Öleceğimiz ve bunun her an olabileceği gerçeği yaşamımızın bütününe sirayet eder. Ölüm hakkında düşünmenin ve onunla ilişkilenmenin pek çok yolu vardır. Ancak, bu yollardan pek çoğu onun hâkimiyetinden kaçmaya çabalamaktan başka bir şey yapmaz. Todd May bu kitapta ölümle ölümün iktidarında yüzleşmeye çalışıyor. O, bu dünyadaki ölümlerimizi bizim sonumuz olarak kabul edip bunun yaşamlarımız için ne manaya geldiğini soruşturuyor. Ölümlülüğümüzden ne gibi dersler çıkarabiliriz? Ölen ve öleceğimizi bilen varlıklar olarak nasıl yaşayabiliriz?
May bu sorulara cevap ararken ölümle ilgili iki ayrı bakış açısını bir araya getiriyor. Bunlardan birincisi, ölümün kötü bir şey olmadığını ya da en azından ölümsüzlüğün ölmekten çok daha beter olduğunu söylüyor. İkincisiyse, ölümün kötü bir şey olduğunu ve bu gerçekten kaçmanın mümkün olmadığını ileri sürüyor. May ise, eğer ölümle yaşayacaksak, bu iki bakış açısını bir araya getirmemiz gerektiğini gösteriyor. Bu iki bakış açısının birleşimi yaşamımıza birbirinden ayrılamayacak bir güzellik ve trajedi katar.
Kendi kişisel deneyimi kadar pek çok –antik ve modern– felsefecinin ve yazarın görüşlerinden yararlanan May, ölümün kaçınılmazlığını nasıl düşüneceğimize ve daha önemlisi yaşamlarımızı bu kaçınılmazlık karşısında nasıl yaşayabileceğimize dair bir görüş ileri sürüyor.
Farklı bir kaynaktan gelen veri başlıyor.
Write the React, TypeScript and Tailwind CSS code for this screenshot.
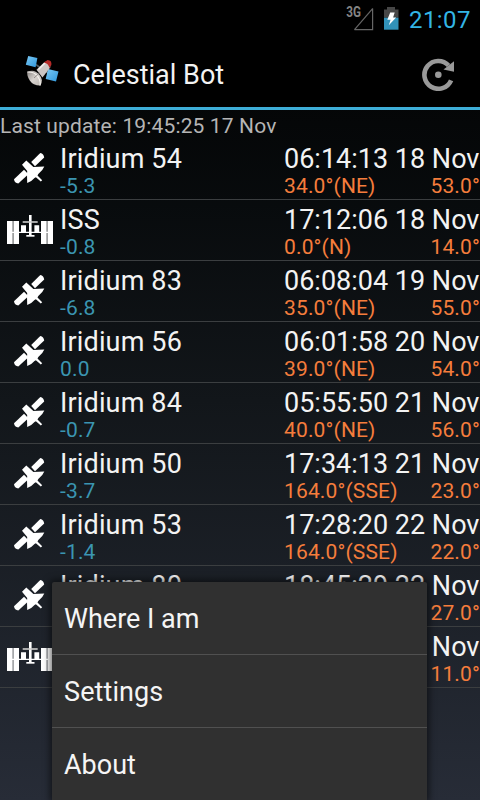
type Pass = {
  name: string;
  magnitude: string;
  time: string;
  azimuth: string;
  altitude: string;
};

const passes: Pass[] = [
  { name: "Iridium 54", magnitude: "-5.3", time: "06:14:13 18 Nov", azimuth: "34.0°(NE)", altitude: "53.0°" },
  { name: "ISS", magnitude: "-0.8", time: "17:12:06 18 Nov", azimuth: "0.0°(N)", altitude: "14.0°" },
  { name: "Iridium 83", magnitude: "-6.8", time: "06:08:04 19 Nov", azimuth: "35.0°(NE)", altitude: "55.0°" },
  { name: "Iridium 56", magnitude: "0.0", time: "06:01:58 20 Nov", azimuth: "39.0°(NE)", altitude: "54.0°" },
  { name: "Iridium 84", magnitude: "-0.7", time: "05:55:50 21 Nov", azimuth: "40.0°(NE)", altitude: "56.0°" },
  { name: "Iridium 50", magnitude: "-3.7", time: "17:34:13 21 Nov", azimuth: "164.0°(SSE)", altitude: "23.0°" },
  { name: "Iridium 53", magnitude: "-1.4", time: "17:28:20 22 Nov", azimuth: "164.0°(SSE)", altitude: "22.0°" },
  { name: "Iridium 80", magnitude: "", time: "18:45:29 22 Nov", azimuth: "", altitude: "27.0°" },
  { name: "ISS", magnitude: "", time: "17:02:11 23 Nov", azimuth: "", altitude: "11.0°" },
];

function IridiumIcon() {
  return (
    <svg className="h-[60px] w-[60px] shrink-0" viewBox="0 -6 60 60" fill="#fff">
      <path d="M31.2 16.9 40.3 8Q43.8 8.8 44.2 12.6L35 21.3Z" />
      <path d="M14 34.3 24 24.8 28.4 29.2 18.3 38.6Q14.5 38 14 34.3Z" />
      <path d="M22 19.8 26.3 15.4 33.4 21.9 44.3 21.6Q42.8 25.7 38.3 29L37.5 30.6 42.2 35.2 40.8 36.6 35.9 32.2 34.5 32.9Q31.5 36.5 27.2 38L27 29.5 27.2 26Z" />
    </svg>
  );
}

function StationIcon() {
  return (
    <svg className="h-[60px] w-[60px] shrink-0" viewBox="0 0 60 60" fill="#fff">
      <path d="M7 21h5.7v23H7zM13.4 21h5.6v23h-5.6zM41 21h5.7v23H41zM47.4 21H53v23h-5.6z" />
      <path d="M21 25.3h5v7.5h-5zM34.4 25.3h4.8v7.5h-4.8z" />
      <path d="M8 31.8h44v1.3H8z" />
      <path d="M29 15h2.6v20.5H29z" />
      <path d="M22.7 21.2h15v1.6h-15z" fill="#ccc" />
      <path d="M26.3 35h8.2v1.7h-8.2z" />
    </svg>
  );
}

function AppLogo() {
  return (
    <svg className="h-9 w-9" viewBox="0 -2 36 36">
      <defs>
        <linearGradient id="panel" x1="0" y1="0" x2="1" y2="1">
          <stop stopColor="#7cc9f4" />
          <stop offset="1" stopColor="#2f97dc" />
        </linearGradient>
        <linearGradient id="dish" x1="0" y1="0" x2="1" y2="1">
          <stop stopColor="#888380" />
          <stop offset=".5" stopColor="#d8d3cf" />
          <stop offset="1" stopColor="#b8b2ad" />
        </linearGradient>
      </defs>
      <path d="M11 7 27 18" stroke="#4e5960" strokeWidth="1.6" />
      <path d="M4.2 -1 13.4 1 11.6 10.3 1.8 7.8Z" fill="url(#panel)" />
      <path d="M24 12 34.5 14.6 32 24.6 21.7 21.9Z" fill="url(#panel)" />
      <path d="M12.5 12.8 20.5 5Q27 3.5 26.2 10.5L18.5 20.5Z" fill="#cbc5c3" />
      <path d="M14.5 12.5 21 6" stroke="#f2efee" strokeWidth="1.4" />
      <path d="M19.8 5.5 23.6 3Q28 3.2 27.4 8L25.4 11Q24.5 6.3 19.8 5.5Z" fill="#b52a28" />
      <path d="M3.3 15Q10 11.5 15.2 17.5T16 28.6Q9 28.5 5.8 23.5T3.3 15Z" fill="url(#dish)" />
      <path d="M3.3 15Q10.5 14.5 13.8 19.5T16 28.6" fill="none" stroke="#f8f5f1" strokeWidth="1.1" />
      <path d="M10 21 15.5 16" stroke="#8b8581" strokeWidth=".9" />
    </svg>
  );
}

function StatusBar() {
  return (
    <div className="flex h-[38px] shrink-0 items-center bg-black pl-[346px]">
      <svg className="h-[38px] w-[56px] shrink-0" viewBox="0 0 56 38">
        <text x="0.3" y="17.3" className="text-[14px] font-bold" fill="#858585" textLength="14.7" lengthAdjust="spacingAndGlyphs">3G</text>
        <path d="M8.5 29.6H26.6V8.6" fill="none" stroke="#666" strokeWidth="1.2" />
        <path d="M8.5 29.6 26.6 8.6" stroke="#666" strokeWidth="1.2" />
        <path d="M38 9.5h3V7h8v2.5h3.5v8.2H38z" fill="#474747" />
        <path d="M38 17.7h14.5v12H38z" fill="#3192b9" />
        <path d="M44.2 12.5h4.5l-1.6 5h3l-7.3 7.8 1.8-5.6h-3.3z" fill="#fff" />
      </svg>
      <span className="ml-[7px] whitespace-nowrap pt-[2px] text-[24px] leading-[36px] tracking-[0.4px] text-[#33b5e5]">21:07</span>
    </div>
  );
}

function ActionBar() {
  return (
    <header className="flex h-[69px] shrink-0 items-center bg-black pr-[23px] pl-[24px]">
      <AppLogo />
      <h1 className="ml-[13px] flex-1 pt-[5px] text-[27px] leading-[32px] text-[#f3f3f3]">Celestial Bot</h1>
      <button aria-label="Refresh" className="h-9 w-9">
        <svg className="h-9 w-9" viewBox="0 0 36 36">
          <path d="M30.1 25.3A13.9 13.9 0 1 1 27.6 10.5" fill="none" stroke="#999" strokeWidth="4.6" />
          <path d="M33 6.2V16.7L22.5 14.6Z" fill="#999" />
          <circle cx="17.3" cy="19.8" r="3.3" fill="#999" />
        </svg>
      </button>
    </header>
  );
}

function PassRow({ pass }: { pass: Pass }) {
  return (
    <li className="flex h-[61px] border-b border-[#3b3e40]">
      {pass.name === "ISS" ? <StationIcon /> : <IridiumIcon />}
      <div className="w-[224px] pt-[6px]">
        <div className="text-[27px] leading-[28px] tracking-[0.15px] text-[#f3f3f3]">{pass.name}</div>
        <div className="text-[21px] leading-[27px] tracking-[0.15px] text-[#3b95b1]">{pass.magnitude}</div>
      </div>
      <div className="w-[196px] pt-[6px]">
        <div className="whitespace-nowrap text-[27px] leading-[28px] text-[#f3f3f3]">{pass.time}</div>
        <div className="flex justify-between text-[21px] leading-[27px] tracking-[0.15px] text-[#f57d3c]">
          <span>{pass.azimuth}</span>
          <span>{pass.altitude}</span>
        </div>
      </div>
    </li>
  );
}

function OptionsMenu() {
  return (
    <nav className="absolute top-[582px] left-[52px] h-[218px] w-[375px] rounded-t-[2px] bg-[#303030] text-[27px] text-[#f5f5f5] shadow-[0_0_7px_2px_rgba(0,0,0,0.55)]">
      <div className="flex h-[73px] items-center border-b border-[#505050] pt-[3px] pl-[12px]">Where I am</div>
      <div className="flex h-[73px] items-center border-b border-[#505050] pt-[3px] pl-[12px] tracking-[0.1px]">Settings</div>
      <div className="flex h-[72px] items-center pt-[3px] pl-[12px]">About</div>
    </nav>
  );
}

export default function App() {
  return (
    <div className="relative flex h-[800px] w-[480px] flex-col overflow-hidden bg-linear-to-b from-[#020303] via-[#12161a] to-[#272c37] font-['Roboto',sans-serif]">
      <StatusBar />
      <ActionBar />
      <main className="border-t-[3px] border-[#3eaed8]">
        <p className="h-[29px] text-[21px] leading-[32px] tracking-[0.14px] text-[#b5b5b5]">Last update: 19:45:25 17 Nov</p>
        <ul>
          {passes.map((pass) => (
            <PassRow key={pass.time} pass={pass} />
          ))}
        </ul>
      </main>
      <OptionsMenu />
    </div>
  );
}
Nihayetinde, o şunu tartışıyor: Kavranması ve her birimizin kalan saatlerinin ya da yıllarının içine yerleştirilmesi gereken şey kesin bir şekilde yaşamlarımızın olumsal olduğudur ki, her anımızı bizi belirsiz bir geleceğe bağlayan bir bağmış gibi ve yine de geriye kalan son bağımızmış gibi yaşayabilelim.